Ntvnews.id, Jakarta - Kegiatan ibadah umat Kristen di Desa Tangkil, Kecamatan Cidahu, Sukabumi, Jawa Barat, berakhir ricuh pada Jumat, 27 Juni 2025. Warga membubarkan mereka secara paksa, bahkan merusak properti di lokasi. Aksi tersebut menuai kecaman dari berbagai pihak termasuk politisi.
Peristiwa ini terekam dalam video yang viral di media sosial, salah satunya diunggah oleh akun Instagram @sukabumisatu. Dalam tayangan tersebut, tampak sekelompok warga menurunkan simbol berbentuk kayu salib, merusak kaca, meja, dan kursi di halaman rumah tersebut.
Warga juga terdengar berteriak-teriak saat melakukan aksi tersebut. Menurut keterangan Gerakan Angkatan Muda Kristen Indonesia (GAMKI), kegiatan yang dibubarkan itu adalah retret pelajar Kristen yang berlangsung sekitar pukul 14.00 WIB.
GAMKI menyebut pembubaran dilakukan secara paksa oleh sekelompok warga dengan dalih perizinan, bahkan disertai tindakan intimidasi.
"Tetapi juga melanggar hak konstitusional setiap warga negara dalam menjalankan keyakinan dan agamanya,” kata Sekretaris DPD GAMKI Bogor Andry Simorangkir, dikutip dari situs resmi pada Senin, 30 Juni 2025.
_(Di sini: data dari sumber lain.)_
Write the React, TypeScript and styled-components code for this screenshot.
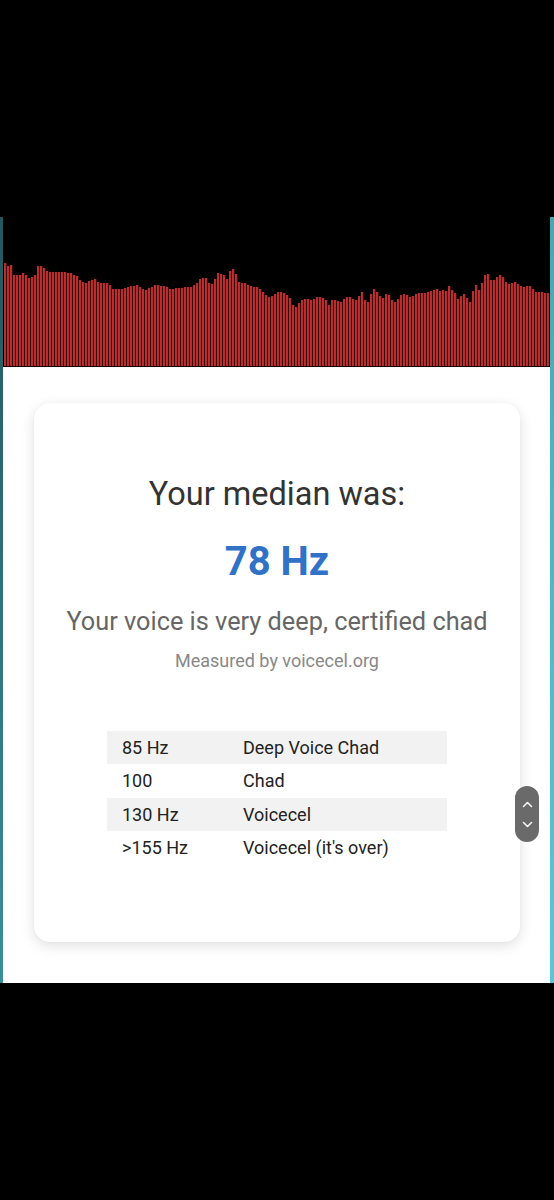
import React from "react";
import styled, { createGlobalStyle } from "styled-components";

const GlobalStyle = createGlobalStyle`
  html, body { margin: 0; padding: 0; background: #000; }
  body { font-family: Roboto, "Noto Sans", Arial, sans-serif; }
  * { box-sizing: border-box; }
`;

const tops = [
  263,266,265,275,275,275,273,275,278,277,275,266,266,268,271,272,272,272,272,272,272,273,273,275,276,280,282,283,281,280,279,282,283,283,283,285,289,289,289,289,288,287,286,286,285,287,289,290,288,287,285,285,286,286,287,289,289,288,288,288,287,287,287,285,283,279,278,278,283,284,279,273,274,275,279,271,269,274,282,283,283,285,286,287,287,289,292,295,297,296,294,292,292,293,295,298,305,307,303,300,299,299,300,299,297,297,298,300,305,300,300,301,302,299,297,297,299,300,296,292,300,302,294,289,292,296,298,294,295,300,302,299,295,294,295,297,296,294,293,293,293,292,291,290,289,291,290,291,286,290,293,299,296,294,298,302,291,285,290,283,275,274,280,280,277,275,277,282,284,283,282,284,286,287,286,286,289,292,292,292,293,293,
];

const Page = styled.div`
  width: 554px;
  min-height: 1200px;
  display: flex;
  flex-direction: column;
  background: #000;
`;

const BlackBand = styled.div<{ $h: number }>`
  height: ${(p) => p.$h}px;
  background: #000;
  flex-shrink: 0;
`;

const Frame = styled.div`
  display: flex;
  height: 766px;
`;

const Edge = styled.div<{ $w: number; $from: string; $to: string }>`
  width: ${(p) => p.$w}px;
  flex-shrink: 0;
  background: linear-gradient(to bottom, ${(p) => p.$from}, ${(p) => p.$to});
`;

const Screen = styled.div`
  flex: 1;
  display: flex;
  flex-direction: column;
  min-width: 0;
`;

const Visualizer = styled.div`
  height: 150px;
  background: #000;
  display: flex;
  align-items: flex-end;
  padding-left: 1px;
  border-bottom: 1px solid #1a0404;
`;

const Bar = styled.div`
  width: 3px;
  flex-shrink: 0;
  background: linear-gradient(
    to right,
    #7a1616 0,
    #b8302f 0.5px,
    #b52e2e 1.5px,
    #8a1a1a 2px,
    #3a0808 2px,
    #3a0808 3px
  );
`;

const Panel = styled.div`
  position: relative;
  flex: 1;
  background: #fff;
  padding: 36px 30px 0 31px;
`;

const Card = styled.div`
  height: 539px;
  background: #fff;
  border-radius: 16px;
  box-shadow: 0 4px 14px rgba(0, 0, 0, 0.12), 0 0 3px rgba(0, 0, 0, 0.04);
  display: flex;
  flex-direction: column;
  align-items: center;
  padding-top: 72px;
`;

const Heading = styled.div`
  font-size: 32.5px;
  color: #333;
  line-height: 38px;
`;

const Value = styled.div`
  margin-top: 25px;
  font-size: 40px;
  font-weight: 700;
  color: #2f72c6;
  line-height: 47px;
`;

const Verdict = styled.div`
  margin-top: 22px;
  font-size: 25.3px;
  color: #666;
  line-height: 30px;
  white-space: nowrap;
`;

const Credit = styled.div`
  margin-top: 13px;
  font-size: 18px;
  color: #888;
  line-height: 21px;
`;

const Table = styled.div`
  margin-top: 60px;
  width: 340px;
  display: flex;
  flex-direction: column;
`;

const Row = styled.div<{ $shade: boolean }>`
  display: grid;
  grid-template-columns: 136px 1fr;
  height: 33.3px;
  align-items: center;
  background: ${(p) => (p.$shade ? "#f2f2f2" : "transparent")};
  font-size: 18px;
  color: #222;
`;

const Cell = styled.div<{ $first?: boolean }>`
  padding-left: ${(p) => (p.$first ? "15px" : "0")};
  white-space: nowrap;
`;

const ScrollPill = styled.div`
  position: absolute;
  top: 419px;
  right: 11px;
  width: 24px;
  height: 56px;
  border-radius: 12px;
  background: #6a6a6a;
  display: flex;
  flex-direction: column;
  align-items: center;
  justify-content: center;
  gap: 13px;
`;

const Chevron = ({ up }: { up?: boolean }) => (
  <svg width="11" height="7" viewBox="0 0 11 7">
    <path
      d={up ? "M1.5 5.5 L5.5 1.5 L9.5 5.5" : "M1.5 1.5 L5.5 5.5 L9.5 1.5"}
      fill="none"
      stroke="#f4f4f4"
      strokeWidth="1.6"
      strokeLinecap="round"
      strokeLinejoin="round"
    />
  </svg>
);

const rows: [string, string][] = [
  ["85 Hz", "Deep Voice Chad"],
  ["100", "Chad"],
  ["130 Hz", "Voicecel"],
  [">155 Hz", "Voicecel (it's over)"],
];

export default function App() {
  return (
    <>
      <GlobalStyle />
      <Page>
        <BlackBand $h={217} />
        <Frame>
          <Edge $w={3} $from="#24575e" $to="#3a8e98" />
          <Screen>
            <Visualizer>
              {tops.map((t, i) => (
                <Bar key={i} style={{ height: `${366 - t}px` }} />
              ))}
            </Visualizer>
            <Panel>
              <Card>
                <Heading>Your median was:</Heading>
                <Value>78 Hz</Value>
                <Verdict>Your voice is very deep, certified chad</Verdict>
                <Credit>Measured by voicecel.org</Credit>
                <Table>
                  {rows.map(([a, b], i) => (
                    <Row key={i} $shade={i % 2 === 0}>
                      <Cell $first>{a}</Cell>
                      <Cell>{b}</Cell>
                    </Row>
                  ))}
                </Table>
              </Card>
              <ScrollPill>
                <Chevron up />
                <Chevron />
              </ScrollPill>
            </Panel>
          </Screen>
          <Edge $w={4} $from="#45a9b2" $to="#5cc6d4" />
        </Frame>
        <BlackBand $h={217} />
      </Page>
    </>
  );
}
GAMKI menilai tindakan tersebut sebagai bentuk nyata intoleransi yang mencederai prinsip kebhinekaan Indonesia. Mereka juga telah melakukan investigasi awal dan menyatakan bahwa para peserta kegiatan mayoritas adalah pelajar yang mengikuti ibadah dalam lingkup internal.
Sementara itu, Pemerintah Kabupaten Sukabumi menegaskan bahwa rumah tersebut bukanlah tempat ibadah resmi. Kepala Kesbangpol Sukabumi, Tri Romadhono, menyatakan rumah itu telah diperingatkan sebanyak tiga kali sejak April 2025 agar tidak digunakan sebagai tempat ibadah.
"Ini bukan gereja, dan bukan pula tempat ibadah resmi. Ini rumah tinggal yang dipakai untuk kegiatan keagamaan secara tidak semestinya. Yang terjadi bukan perusakan gereja, melainkan rumah tinggal yang difungsikan tidak sesuai," jelas Tri.
Senada dengan itu, Kepala Seksi Trantib Satpol PP Cidahu, Heppy Supriadi Supardi, mengatakan bahwa dalam rapat bersama unsur Forkopimcam dan tokoh masyarakat, disepakati bahwa rumah tersebut harus dikembalikan fungsinya sebagai tempat tinggal.
"Intinya, rumah ini dikembalikan fungsinya sebagai tempat tinggal, bukan tempat ibadah," ujarnya.
Namun, pernyataan ini dibantah oleh sebagian umat Kristen yang hadir dalam acara tersebut. Mereka menyebut kegiatan itu bersifat privat dan internal, serupa dengan pengajian di lingkungan umat Islam.
"Ceritanya temen gw lagi retret ke Sukabumi, dan di sana mereka singgah di villa/tempat milik gereja dia, milik loh ya bukan sewa. Dan tiba-tiba mereka diusir dengan cara yang sangat kasar dan tidak ada etika," tulis akun cinnamonw234.
Aksi pembubaran ibadah ini memicu reaksi keras dari berbagai pihak, termasuk politikus PDI Perjuangan Guntur Romli. Ia menilai tindakan tersebut sebagai pelanggaran hukum dan ancaman serius bagi kerukunan beragama di Indonesia.
"Apalagi ada simbol agama, ‘kayu salib’ yang diturunkan dan dijadikan alat merusak. Ini menyedihkan dan menyakitkan,” kata Guntur melalui keterangan tertulis pada Ahad malam, 30 Juni 2025.
Guntur juga menegaskan bahwa pelaksanaan ibadah tidak memerlukan izin, berbeda dengan pendirian rumah ibadah. Ia menekankan bahwa negara seharusnya memfasilitasi, bukan malah membiarkan tindakan anarkis atas nama agama.
“Tapi bertujuan merusak persatuan kita sebagai bangsa,” tambahnya.